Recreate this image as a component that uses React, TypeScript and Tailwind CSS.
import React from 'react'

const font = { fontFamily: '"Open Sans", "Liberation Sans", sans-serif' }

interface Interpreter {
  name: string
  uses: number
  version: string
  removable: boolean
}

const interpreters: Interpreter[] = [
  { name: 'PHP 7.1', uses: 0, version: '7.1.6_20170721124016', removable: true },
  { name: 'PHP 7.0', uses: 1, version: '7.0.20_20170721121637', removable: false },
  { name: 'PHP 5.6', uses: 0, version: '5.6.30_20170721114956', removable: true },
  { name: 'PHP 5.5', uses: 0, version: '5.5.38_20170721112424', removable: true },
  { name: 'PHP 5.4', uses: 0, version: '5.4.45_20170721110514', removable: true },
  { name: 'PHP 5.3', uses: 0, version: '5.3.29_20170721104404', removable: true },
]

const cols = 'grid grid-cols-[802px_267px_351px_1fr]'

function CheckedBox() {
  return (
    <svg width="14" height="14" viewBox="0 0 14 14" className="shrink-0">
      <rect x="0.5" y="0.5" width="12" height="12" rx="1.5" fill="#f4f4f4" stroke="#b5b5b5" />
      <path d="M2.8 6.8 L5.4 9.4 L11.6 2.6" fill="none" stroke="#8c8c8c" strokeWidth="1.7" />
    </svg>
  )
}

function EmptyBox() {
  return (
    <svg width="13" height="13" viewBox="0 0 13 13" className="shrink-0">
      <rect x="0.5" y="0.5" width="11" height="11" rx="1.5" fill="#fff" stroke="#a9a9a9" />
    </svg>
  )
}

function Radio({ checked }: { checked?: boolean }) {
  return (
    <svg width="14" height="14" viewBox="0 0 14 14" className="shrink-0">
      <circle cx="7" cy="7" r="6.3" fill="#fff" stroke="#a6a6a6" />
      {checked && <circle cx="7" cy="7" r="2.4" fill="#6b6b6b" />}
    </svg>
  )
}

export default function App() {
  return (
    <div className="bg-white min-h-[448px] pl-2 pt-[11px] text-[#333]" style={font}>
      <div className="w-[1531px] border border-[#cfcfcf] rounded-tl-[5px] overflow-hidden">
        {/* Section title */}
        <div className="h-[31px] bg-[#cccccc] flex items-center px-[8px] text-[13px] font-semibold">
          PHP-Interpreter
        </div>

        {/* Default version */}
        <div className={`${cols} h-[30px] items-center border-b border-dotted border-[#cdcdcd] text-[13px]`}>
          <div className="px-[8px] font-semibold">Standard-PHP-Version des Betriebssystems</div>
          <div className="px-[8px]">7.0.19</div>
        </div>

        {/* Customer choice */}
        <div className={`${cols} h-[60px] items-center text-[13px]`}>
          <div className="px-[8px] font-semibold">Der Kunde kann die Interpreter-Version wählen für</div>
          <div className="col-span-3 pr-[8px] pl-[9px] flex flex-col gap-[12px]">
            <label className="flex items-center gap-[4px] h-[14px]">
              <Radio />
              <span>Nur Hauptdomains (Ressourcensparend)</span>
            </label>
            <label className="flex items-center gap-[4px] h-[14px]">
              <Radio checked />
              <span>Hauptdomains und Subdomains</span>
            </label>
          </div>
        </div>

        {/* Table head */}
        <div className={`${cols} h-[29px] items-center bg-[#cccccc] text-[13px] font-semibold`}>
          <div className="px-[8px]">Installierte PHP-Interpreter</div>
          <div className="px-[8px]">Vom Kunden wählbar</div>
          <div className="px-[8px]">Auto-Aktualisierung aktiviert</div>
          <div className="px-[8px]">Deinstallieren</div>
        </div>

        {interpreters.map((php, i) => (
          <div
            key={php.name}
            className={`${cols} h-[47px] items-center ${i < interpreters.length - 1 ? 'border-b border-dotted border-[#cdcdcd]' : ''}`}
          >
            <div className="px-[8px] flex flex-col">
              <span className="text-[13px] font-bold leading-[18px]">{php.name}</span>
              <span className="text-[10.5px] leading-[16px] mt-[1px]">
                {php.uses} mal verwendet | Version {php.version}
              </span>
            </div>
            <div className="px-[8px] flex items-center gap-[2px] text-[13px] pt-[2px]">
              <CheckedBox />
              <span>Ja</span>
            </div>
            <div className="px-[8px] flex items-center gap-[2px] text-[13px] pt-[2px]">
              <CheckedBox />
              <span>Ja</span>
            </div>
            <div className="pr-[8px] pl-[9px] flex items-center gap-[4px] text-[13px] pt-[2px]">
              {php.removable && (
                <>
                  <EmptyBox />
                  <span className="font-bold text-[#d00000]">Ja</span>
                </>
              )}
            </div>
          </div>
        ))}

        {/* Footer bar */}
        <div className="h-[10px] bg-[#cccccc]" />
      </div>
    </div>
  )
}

# # # #

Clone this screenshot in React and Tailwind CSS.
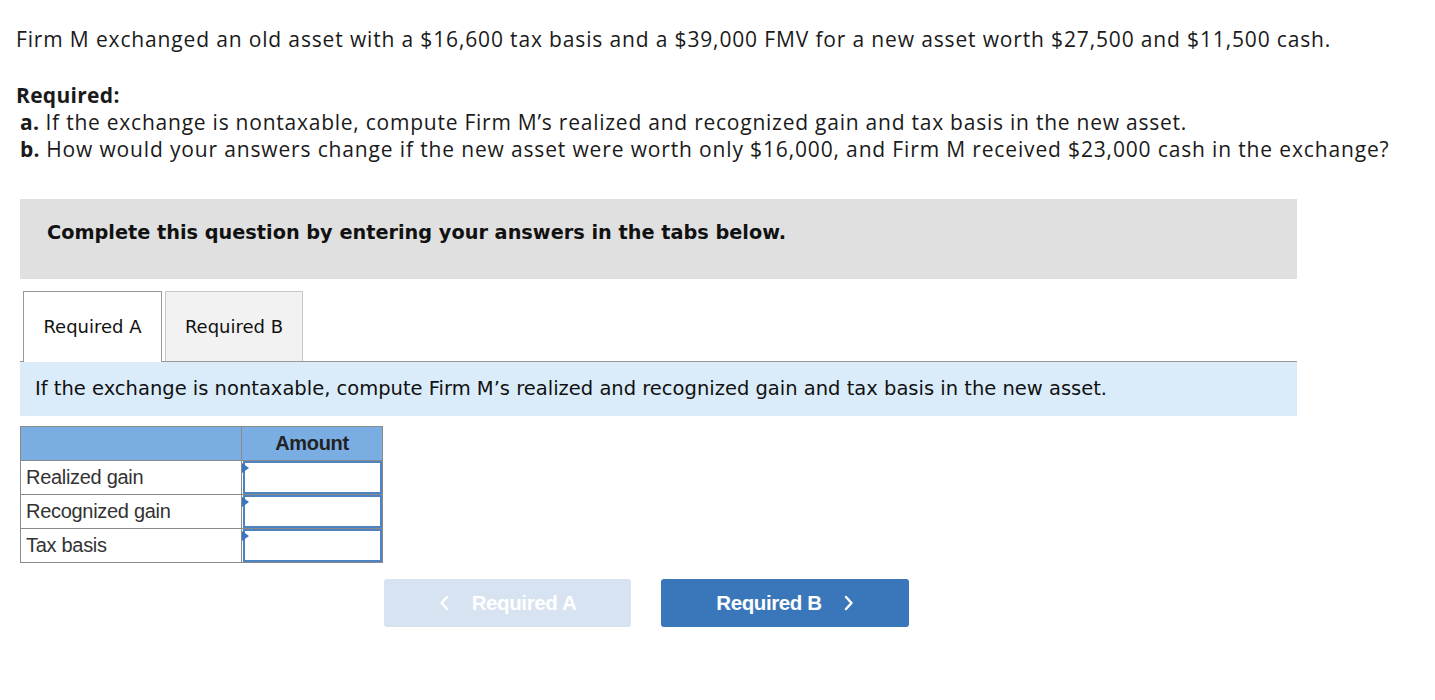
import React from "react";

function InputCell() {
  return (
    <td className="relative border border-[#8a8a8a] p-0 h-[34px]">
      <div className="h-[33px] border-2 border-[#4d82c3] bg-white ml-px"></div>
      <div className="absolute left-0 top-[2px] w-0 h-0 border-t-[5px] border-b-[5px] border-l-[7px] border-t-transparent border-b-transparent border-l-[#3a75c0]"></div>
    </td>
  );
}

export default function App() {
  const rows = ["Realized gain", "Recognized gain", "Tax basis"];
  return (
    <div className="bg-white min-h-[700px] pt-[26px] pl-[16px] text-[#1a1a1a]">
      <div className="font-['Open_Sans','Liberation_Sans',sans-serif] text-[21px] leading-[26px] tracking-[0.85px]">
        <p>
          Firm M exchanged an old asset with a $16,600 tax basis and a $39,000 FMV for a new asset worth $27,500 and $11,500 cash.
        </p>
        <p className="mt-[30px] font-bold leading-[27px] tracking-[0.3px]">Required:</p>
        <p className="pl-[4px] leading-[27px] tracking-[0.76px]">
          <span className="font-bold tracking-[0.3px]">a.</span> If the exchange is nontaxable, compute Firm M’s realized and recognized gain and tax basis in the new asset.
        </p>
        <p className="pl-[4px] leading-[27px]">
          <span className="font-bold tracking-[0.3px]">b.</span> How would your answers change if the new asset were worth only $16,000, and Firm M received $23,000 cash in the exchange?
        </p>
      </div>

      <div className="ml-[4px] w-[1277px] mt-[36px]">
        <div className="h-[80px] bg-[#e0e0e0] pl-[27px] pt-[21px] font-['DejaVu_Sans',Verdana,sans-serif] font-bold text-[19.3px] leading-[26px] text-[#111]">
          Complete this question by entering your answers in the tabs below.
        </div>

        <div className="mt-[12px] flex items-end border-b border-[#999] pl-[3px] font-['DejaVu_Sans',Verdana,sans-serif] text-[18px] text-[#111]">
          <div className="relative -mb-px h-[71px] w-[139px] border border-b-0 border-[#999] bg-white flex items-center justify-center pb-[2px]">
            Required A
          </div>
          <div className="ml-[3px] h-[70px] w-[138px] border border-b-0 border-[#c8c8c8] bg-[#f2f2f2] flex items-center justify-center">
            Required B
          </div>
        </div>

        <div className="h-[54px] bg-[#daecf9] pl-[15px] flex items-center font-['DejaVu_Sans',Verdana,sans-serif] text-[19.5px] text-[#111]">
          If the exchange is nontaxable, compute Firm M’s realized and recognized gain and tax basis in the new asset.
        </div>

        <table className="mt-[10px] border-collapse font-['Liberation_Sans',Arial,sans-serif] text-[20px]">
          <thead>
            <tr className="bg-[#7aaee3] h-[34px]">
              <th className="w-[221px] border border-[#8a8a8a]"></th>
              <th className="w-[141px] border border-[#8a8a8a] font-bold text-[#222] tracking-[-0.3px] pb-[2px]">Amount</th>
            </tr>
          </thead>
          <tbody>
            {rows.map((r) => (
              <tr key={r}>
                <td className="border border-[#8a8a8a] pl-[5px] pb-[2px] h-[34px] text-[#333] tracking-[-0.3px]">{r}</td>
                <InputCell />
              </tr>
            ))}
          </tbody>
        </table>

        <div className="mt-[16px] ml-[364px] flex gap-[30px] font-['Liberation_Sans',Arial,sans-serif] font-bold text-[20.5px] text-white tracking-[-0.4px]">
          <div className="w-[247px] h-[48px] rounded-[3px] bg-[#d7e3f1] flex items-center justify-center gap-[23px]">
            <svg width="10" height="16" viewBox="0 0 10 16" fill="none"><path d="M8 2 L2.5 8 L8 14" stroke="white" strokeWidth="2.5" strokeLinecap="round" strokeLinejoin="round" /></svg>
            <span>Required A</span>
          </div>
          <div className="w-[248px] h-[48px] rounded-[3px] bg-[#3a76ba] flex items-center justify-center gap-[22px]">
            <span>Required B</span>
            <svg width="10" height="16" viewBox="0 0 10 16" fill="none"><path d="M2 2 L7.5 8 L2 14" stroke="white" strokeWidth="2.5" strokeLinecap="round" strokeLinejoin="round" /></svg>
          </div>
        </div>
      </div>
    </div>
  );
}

# # # #

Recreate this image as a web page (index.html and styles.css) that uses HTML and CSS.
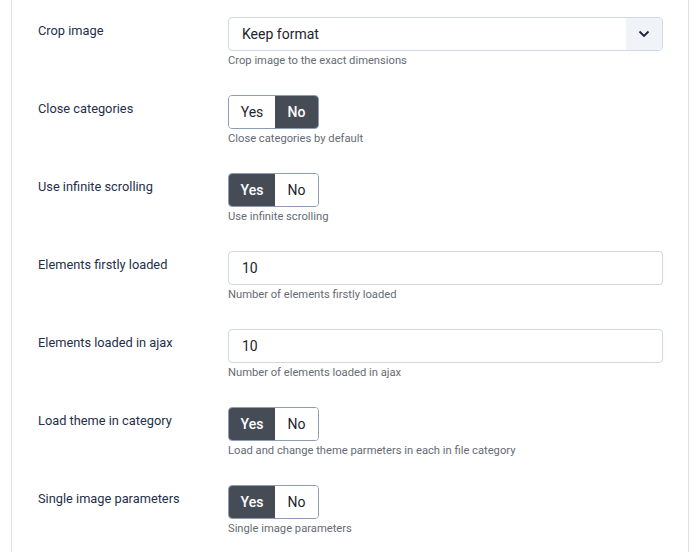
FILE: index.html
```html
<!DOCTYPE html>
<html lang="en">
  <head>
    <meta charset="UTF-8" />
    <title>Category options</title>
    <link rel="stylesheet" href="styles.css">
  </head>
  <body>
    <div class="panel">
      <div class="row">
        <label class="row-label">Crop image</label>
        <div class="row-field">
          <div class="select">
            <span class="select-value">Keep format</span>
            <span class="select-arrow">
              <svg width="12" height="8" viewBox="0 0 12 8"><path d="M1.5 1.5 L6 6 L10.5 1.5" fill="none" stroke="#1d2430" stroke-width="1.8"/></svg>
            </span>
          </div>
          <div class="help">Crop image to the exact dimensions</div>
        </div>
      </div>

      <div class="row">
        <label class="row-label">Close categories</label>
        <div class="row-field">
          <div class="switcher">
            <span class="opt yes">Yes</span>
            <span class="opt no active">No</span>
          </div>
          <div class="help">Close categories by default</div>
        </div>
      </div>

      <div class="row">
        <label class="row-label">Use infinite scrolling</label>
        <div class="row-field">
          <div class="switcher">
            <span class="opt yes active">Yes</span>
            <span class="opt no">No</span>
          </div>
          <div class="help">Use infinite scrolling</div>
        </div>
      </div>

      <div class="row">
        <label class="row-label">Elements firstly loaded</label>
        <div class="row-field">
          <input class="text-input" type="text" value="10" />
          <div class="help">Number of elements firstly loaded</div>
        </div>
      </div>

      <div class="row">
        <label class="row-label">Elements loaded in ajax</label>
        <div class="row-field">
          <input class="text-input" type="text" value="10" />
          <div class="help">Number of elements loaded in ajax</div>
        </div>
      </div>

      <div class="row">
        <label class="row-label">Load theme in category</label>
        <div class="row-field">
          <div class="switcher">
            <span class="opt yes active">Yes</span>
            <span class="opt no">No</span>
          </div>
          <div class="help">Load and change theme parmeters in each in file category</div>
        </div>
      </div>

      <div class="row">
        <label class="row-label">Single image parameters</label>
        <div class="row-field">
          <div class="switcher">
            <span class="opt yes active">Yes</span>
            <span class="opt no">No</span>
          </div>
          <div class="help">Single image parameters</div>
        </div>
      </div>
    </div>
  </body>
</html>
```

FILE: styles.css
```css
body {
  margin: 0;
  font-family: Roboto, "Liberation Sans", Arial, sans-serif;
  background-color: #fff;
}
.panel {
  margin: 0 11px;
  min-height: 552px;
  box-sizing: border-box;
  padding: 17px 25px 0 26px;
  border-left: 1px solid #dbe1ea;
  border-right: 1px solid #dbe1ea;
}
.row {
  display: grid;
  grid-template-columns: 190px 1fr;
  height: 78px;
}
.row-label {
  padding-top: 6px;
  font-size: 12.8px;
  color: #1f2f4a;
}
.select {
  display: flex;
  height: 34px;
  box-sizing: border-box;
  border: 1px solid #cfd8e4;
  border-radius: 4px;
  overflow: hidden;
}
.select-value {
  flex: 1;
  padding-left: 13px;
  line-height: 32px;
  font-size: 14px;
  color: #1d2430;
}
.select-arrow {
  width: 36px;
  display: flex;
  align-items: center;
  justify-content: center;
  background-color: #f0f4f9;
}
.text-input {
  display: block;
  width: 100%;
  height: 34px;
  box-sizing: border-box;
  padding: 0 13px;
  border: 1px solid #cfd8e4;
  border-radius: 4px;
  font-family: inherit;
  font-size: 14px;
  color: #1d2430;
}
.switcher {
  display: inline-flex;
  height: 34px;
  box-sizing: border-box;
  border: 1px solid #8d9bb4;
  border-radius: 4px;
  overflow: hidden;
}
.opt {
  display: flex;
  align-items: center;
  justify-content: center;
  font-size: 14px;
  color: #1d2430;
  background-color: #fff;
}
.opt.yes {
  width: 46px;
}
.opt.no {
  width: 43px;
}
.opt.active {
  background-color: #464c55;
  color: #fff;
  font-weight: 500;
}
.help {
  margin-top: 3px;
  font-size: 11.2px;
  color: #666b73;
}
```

# # # #

• PROBLEM TO SOLVE
Above are some lines. Repeat exactly, and only, those from the line that has "Recreate this image as a component" through the line that has "const cols = 'grid".

• ANSWER BELOW
Recreate this image as a component that uses React, TypeScript and Tailwind CSS.
import React from 'react'

const font = { fontFamily: '"Open Sans", "Liberation Sans", sans-serif' }

interface Interpreter {
  name: string
  uses: number
  version: string
  removable: boolean
}

const interpreters: Interpreter[] = [
  { name: 'PHP 7.1', uses: 0, version: '7.1.6_20170721124016', removable: true },
  { name: 'PHP 7.0', uses: 1, version: '7.0.20_20170721121637', removable: false },
  { name: 'PHP 5.6', uses: 0, version: '5.6.30_20170721114956', removable: true },
  { name: 'PHP 5.5', uses: 0, version: '5.5.38_20170721112424', removable: true },
  { name: 'PHP 5.4', uses: 0, version: '5.4.45_20170721110514', removable: true },
  { name: 'PHP 5.3', uses: 0, version: '5.3.29_20170721104404', removable: true },
]

const cols = 'grid grid-cols-[802px_267px_351px_1fr]'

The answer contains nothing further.